Long-form videos vs Shorts behavior
Shorts and long-form videos don't need the same outputs, and the tool reflects that.
| Format | Timestamps / Chapters | Tags | Affiliate links |
|---|---|---|---|
| Long-form videos | Yes | Yes | Yes, when products are mentioned |
| YouTube Shorts | No | Yes | Yes, when products are mentioned |
Shorts skip chapter output because chapters aren't a practical fit for that format. But tags and product links still matter, especially for creators clipping product-heavy moments from longer videos.
A creator might post one weekly review and three Shorts clips from the same shoot. The review gets chapters, tags, and links. The Shorts get tags and affiliate links only. Same workflow, different output mix.
FAQ
What is VidRunner and what does it automate?
VidRunner is a YouTube publishing automation tool that handles post-upload cleanup. It generates chapter timestamps, keyword-rich tags, and Amazon affiliate links from a pasted YouTube URL, then gives you copy-paste outputs for YouTube Studio. It supports full-length videos, Shorts, and bulk channel processing on higher plans. It doesn't edit videos; it finishes the publishing tasks creators usually postpone.
How does VidRunner generate timestamps, tags, and affiliate links?
You paste a YouTube video URL, Shorts URL, or channel handle. VidRunner analyzes the transcript, detects topic shifts for chaptering, extracts topics for tags, and identifies spoken product mentions for affiliate links. It then produces copy-paste outputs in plain text or Markdown so you can move them into YouTube Studio.
What makes VidRunner different from YouTube auto-chapters?

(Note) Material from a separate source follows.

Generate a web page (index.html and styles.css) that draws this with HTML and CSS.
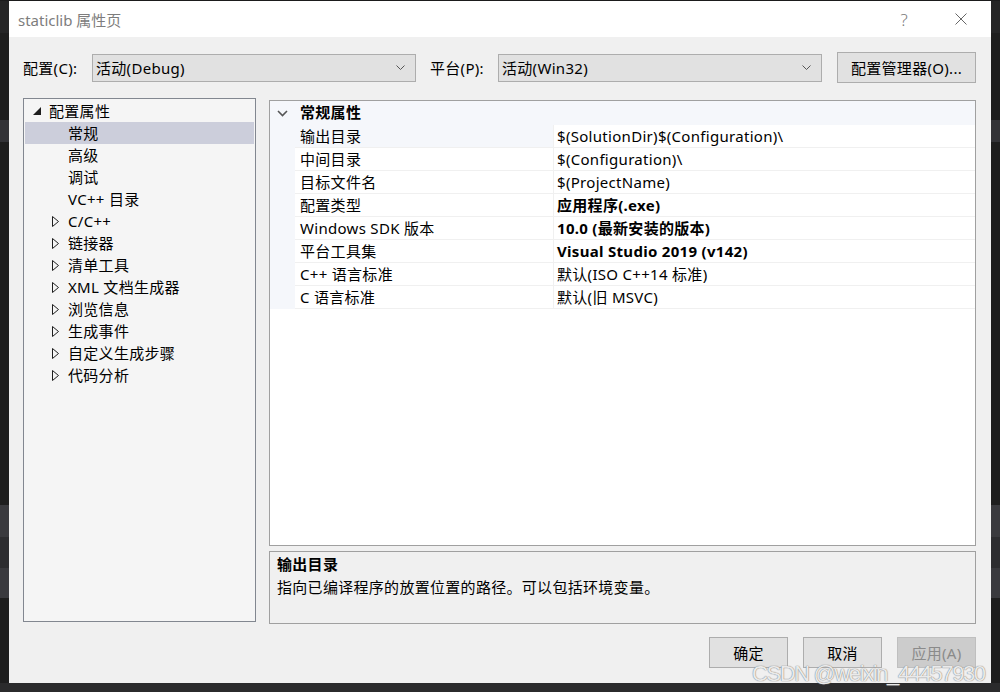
FILE: index.html
```html
<!DOCTYPE html>
<html lang="zh-CN">
<head>
    <meta charset="UTF-8">
    <title>staticlib 属性页</title>
    <link rel="stylesheet" href="styles.css">
</head>
<body>
<div class="screen">
    <div class="dialog">
        <div class="titlebar">
            <span class="title">staticlib 属性页</span>
            <span class="help">?</span>
            <svg class="close" width="12" height="12" viewBox="0 0 12 12">
                <path d="M0.5 0.5 L11.5 11.5 M11.5 0.5 L0.5 11.5" stroke="#666" stroke-width="1" fill="none"/>
            </svg>
        </div>

        <div class="content">
            <div class="config-row">
                <span class="label label-config">配置(C):</span>
                <div class="combo">
                    <span class="combo-text">活动(Debug)</span>
                    <svg class="chevron" width="9" height="5" viewBox="0 0 9 5"><path d="M0.5 0.5 L4.5 4.5 L8.5 0.5" stroke="#555" fill="none"/></svg>
                </div>
                <span class="label label-platform">平台(P):</span>
                <div class="combo">
                    <span class="combo-text">活动(Win32)</span>
                    <svg class="chevron" width="9" height="5" viewBox="0 0 9 5"><path d="M0.5 0.5 L4.5 4.5 L8.5 0.5" stroke="#555" fill="none"/></svg>
                </div>
                <button class="btn btn-manager">配置管理器(O)...</button>
            </div>

            <div class="main">
                <div class="tree">
                    <div class="tree-row level-0">
                        <span class="twisty"><svg width="8" height="8" viewBox="0 0 8 8"><polygon points="8,0 8,8 0,8" fill="#1e1e1e"/></svg></span>
                        <span>配置属性</span>
                    </div>
                    <div class="tree-row level-1 selected"><span class="twisty"></span><span>常规</span></div>
                    <div class="tree-row level-1"><span class="twisty"></span><span>高级</span></div>
                    <div class="tree-row level-1"><span class="twisty"></span><span>调试</span></div>
                    <div class="tree-row level-1"><span class="twisty"></span><span>VC++ 目录</span></div>
                    <div class="tree-row level-1"><span class="twisty"><svg width="8" height="11" viewBox="0 0 8 11"><polygon points="0.5,0.5 6.5,5.5 0.5,10.5" fill="none" stroke="#1e1e1e"/></svg></span><span>C/C++</span></div>
                    <div class="tree-row level-1"><span class="twisty"><svg width="8" height="11" viewBox="0 0 8 11"><polygon points="0.5,0.5 6.5,5.5 0.5,10.5" fill="none" stroke="#1e1e1e"/></svg></span><span>链接器</span></div>
                    <div class="tree-row level-1"><span class="twisty"><svg width="8" height="11" viewBox="0 0 8 11"><polygon points="0.5,0.5 6.5,5.5 0.5,10.5" fill="none" stroke="#1e1e1e"/></svg></span><span>清单工具</span></div>
                    <div class="tree-row level-1"><span class="twisty"><svg width="8" height="11" viewBox="0 0 8 11"><polygon points="0.5,0.5 6.5,5.5 0.5,10.5" fill="none" stroke="#1e1e1e"/></svg></span><span>XML 文档生成器</span></div>
                    <div class="tree-row level-1"><span class="twisty"><svg width="8" height="11" viewBox="0 0 8 11"><polygon points="0.5,0.5 6.5,5.5 0.5,10.5" fill="none" stroke="#1e1e1e"/></svg></span><span>浏览信息</span></div>
                    <div class="tree-row level-1"><span class="twisty"><svg width="8" height="11" viewBox="0 0 8 11"><polygon points="0.5,0.5 6.5,5.5 0.5,10.5" fill="none" stroke="#1e1e1e"/></svg></span><span>生成事件</span></div>
                    <div class="tree-row level-1"><span class="twisty"><svg width="8" height="11" viewBox="0 0 8 11"><polygon points="0.5,0.5 6.5,5.5 0.5,10.5" fill="none" stroke="#1e1e1e"/></svg></span><span>自定义生成步骤</span></div>
                    <div class="tree-row level-1"><span class="twisty"><svg width="8" height="11" viewBox="0 0 8 11"><polygon points="0.5,0.5 6.5,5.5 0.5,10.5" fill="none" stroke="#1e1e1e"/></svg></span><span>代码分析</span></div>
                </div>

                <div class="right">
                    <div class="grid">
                        <div class="grid-header">
                            <span class="gutter"><svg width="11" height="7" viewBox="0 0 11 7"><path d="M1 1 L5.5 5.5 L10 1" stroke="#555" stroke-width="1.6" fill="none"/></svg></span>
                            <span class="header-text">常规属性</span>
                        </div>
                        <div class="grid-row">
                            <span class="gutter"></span>
                            <span class="name selected">输出目录</span>
                            <span class="value">$(SolutionDir)$(Configuration)\</span>
                        </div>
                        <div class="grid-row">
                            <span class="gutter"></span>
                            <span class="name">中间目录</span>
                            <span class="value">$(Configuration)\</span>
                        </div>
                        <div class="grid-row">
                            <span class="gutter"></span>
                            <span class="name">目标文件名</span>
                            <span class="value">$(ProjectName)</span>
                        </div>
                        <div class="grid-row">
                            <span class="gutter"></span>
                            <span class="name">配置类型</span>
                            <span class="value bold">应用程序(.exe)</span>
                        </div>
                        <div class="grid-row">
                            <span class="gutter"></span>
                            <span class="name">Windows SDK 版本</span>
                            <span class="value bold">10.0 (最新安装的版本)</span>
                        </div>
                        <div class="grid-row">
                            <span class="gutter"></span>
                            <span class="name">平台工具集</span>
                            <span class="value bold">Visual Studio 2019 (v142)</span>
                        </div>
                        <div class="grid-row">
                            <span class="gutter"></span>
                            <span class="name">C++ 语言标准</span>
                            <span class="value">默认(ISO C++14 标准)</span>
                        </div>
                        <div class="grid-row">
                            <span class="gutter"></span>
                            <span class="name">C 语言标准</span>
                            <span class="value">默认(旧 MSVC)</span>
                        </div>
                    </div>
                    <div class="desc">
                        <div class="desc-title">输出目录</div>
                        <div class="desc-text">指向已编译程序的放置位置的路径。可以包括环境变量。</div>
                    </div>
                </div>
            </div>

            <div class="footer">
                <button class="btn">确定</button>
                <button class="btn">取消</button>
                <button class="btn disabled">应用(A)</button>
            </div>
        </div>
    </div>
    <div class="watermark">CSDN @weixin_44457930</div>
</div>
</body>
</html>
```

FILE: styles.css
```css
body {
    margin: 0;
    background: #1e1e1e;
    font-family: "Noto Sans", "Noto Sans CJK SC", sans-serif;
    font-size: 15px;
    letter-spacing: 0.3px;
    color: #000;
}
.screen {
    position: relative;
    width: 1000px;
    height: 692px;
    box-sizing: border-box;
    padding: 1px 9px 0 9px;
    overflow: hidden;
    /* editor behind the dialog */
    background: linear-gradient(to bottom,
        #1b1b1c 0, #1b1b1c 1px,
        #252526 1px, #252526 33px,
        #1e1e1e 33px, #1e1e1e 120px,
        #333337 120px, #333337 142px,
        #1e1e1e 142px, #1e1e1e 505px,
        #3a3a3e 505px, #3a3a3e 537px,
        #2d2d30 537px, #2d2d30 568px,
        #3a3a3e 568px, #3a3a3e 598px,
        #1e1e1e 598px, #1e1e1e 683px,
        #2b2b2c 683px);
}
.dialog {
    width: 982px;
    height: 682px;
    background: #f0f0f0;
    display: flex;
    flex-direction: column;
}
.titlebar {
    height: 36px;
    flex: none;
    background: #fff;
    display: flex;
    align-items: center;
    padding: 0 24px 0 9px;
}
.title {
    flex: 1;
    color: #7d7d7d;
    letter-spacing: 0;
}
.help {
    color: #7a7a7a;
    font-size: 17px;
    font-weight: 300;
    margin-right: 47px;
}
.content {
    flex: 1;
    display: flex;
    flex-direction: column;
    padding: 15px 15px 15px 14px;
}
.config-row {
    display: flex;
    align-items: center;
    height: 31px;
}
.label-config {
    width: 69px;
}
.label-platform {
    width: 68px;
    margin-left: 14px;
}
.combo {
    width: 324px;
    height: 28px;
    box-sizing: border-box;
    border: 1px solid #adadad;
    background: #e1e1e1;
    display: flex;
    align-items: center;
    padding: 0 10px 0 3px;
}
.combo-text {
    flex: 1;
}
.btn {
    font-family: inherit;
    font-size: 15px;
    letter-spacing: inherit;
    color: #000;
    background: #e1e1e1;
    border: 1px solid #adadad;
    height: 31px;
    width: 79px;
    padding: 0;
    box-sizing: border-box;
}
.btn-manager {
    width: 139px;
    margin-left: 15px;
}
.btn.disabled {
    background: #cccccc;
    border-color: #bfbfbf;
    color: #8a8a8a;
}
.main {
    display: flex;
    gap: 13px;
    height: 526px;
    margin-top: 15px;
}
.tree {
    width: 233px;
    height: 524px;
    box-sizing: border-box;
    border: 1px solid #828790;
    background: #f5f5f5;
    padding: 1px;
}
.tree-row {
    height: 22px;
    display: flex;
    align-items: center;
    line-height: 20px;
}
.tree-row.level-0 {
    padding-left: 4px;
}
.tree-row.level-1 {
    padding-left: 23px;
}
.tree-row.selected {
    background: #cccedb;
}
.twisty {
    width: 16px;
    height: 22px;
    margin-right: 4px;
    display: flex;
    align-items: center;
    justify-content: center;
}
.right {
    flex: 1;
    display: flex;
    flex-direction: column;
}
.grid {
    margin-top: 2px;
    height: 446px;
    box-sizing: border-box;
    border: 1px solid #a0a0a0;
    background: #fff;
}
.grid-header {
    height: 24px;
    display: flex;
    align-items: center;
    background: #f5f7fb;
}
.header-text {
    font-weight: bold;
    padding-left: 5px;
    line-height: 20px;
    margin-bottom: 3px;
}
.gutter {
    width: 25px;
    height: 100%;
    flex: none;
    display: flex;
    align-items: center;
    justify-content: center;
    background: #f5f7fb;
}
.grid-row {
    height: 23px;
    display: flex;
    align-items: center;
    box-sizing: border-box;
    border-bottom: 1px solid #f0f0f0;
    line-height: 20px;
}
.grid-row .gutter {
    height: 23px;
    margin-bottom: -1px;
}
.name {
    width: 259px;
    height: 100%;
    box-sizing: border-box;
    padding: 0 0 1px 5px;
    border-right: 1px solid #f0f0f0;
    display: flex;
    align-items: center;
}
.name.selected {
    background: #f5f7fb;
}
.value {
    padding: 0 0 1px 3px;
}
.bold {
    font-weight: bold;
}
.desc {
    margin-top: 5px;
    height: 73px;
    box-sizing: border-box;
    border: 1px solid #a0a0a0;
    padding: 1px 7px;
    line-height: 23px;
}
.desc-title {
    font-weight: bold;
}
.footer {
    display: flex;
    justify-content: flex-end;
    gap: 15px;
    margin-top: 13px;
}
.watermark {
    position: absolute;
    left: 752px;
    top: 663px;
    font-family: "Liberation Sans", Arial, sans-serif;
    font-size: 22px;
    line-height: 22px;
    letter-spacing: -1.4px;
    color: rgba(255, 255, 255, 0.85);
    text-shadow: 0 0 1px #777, 0 0 1px #999;
    white-space: nowrap;
}
```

YouTube auto-chapters only address one output, chapter segmentation. VidRunner goes further by generating transcript-based chapter timestamps aligned to spoken beats, plus tags and affiliate links in the same pass. It's a broader post-upload workflow, not just a chapter helper.
Does VidRunner work for Shorts and full-length videos?
Yes. Full-length videos can generate timestamps, tags, and affiliate links when products are mentioned. YouTube Shorts skip chapter output because chapters aren't a practical fit for that format, but Shorts still support tags and affiliate links.
Is there a free plan for VidRunner?
Yes. VidRunner has a free plan that works well for testing the workflow and for occasional uploads. It's a practical way to see how the outputs fit your publishing process before moving to a paid tier.
How many credits do you get on each VidRunner plan?
Based on current published plan details, Free includes 10 credits per month, Creator includes 50, Pro includes 150, and Studio includes 500. Pricing and credits can change, so verify the latest numbers on the official pricing page before choosing a plan.
Which VidRunner plan is best for weekly YouTube creators?
For many solo creators publishing weekly, Creator is the best starting point. It gives enough monthly credits for a steady upload rhythm without paying for team-scale volume. If you also need bulk backfill for older uploads, Pro is usually the better fit.
Can you use VidRunner for bulk channel processing?
Yes, on Pro and Studio plans. Bulk processing means generating timestamps, tags, and affiliate link outputs across multiple existing videos by pasting a channel handle instead of processing one upload at a time. It's useful for backfilling older videos that were published without chapters, tags, or monetized product links.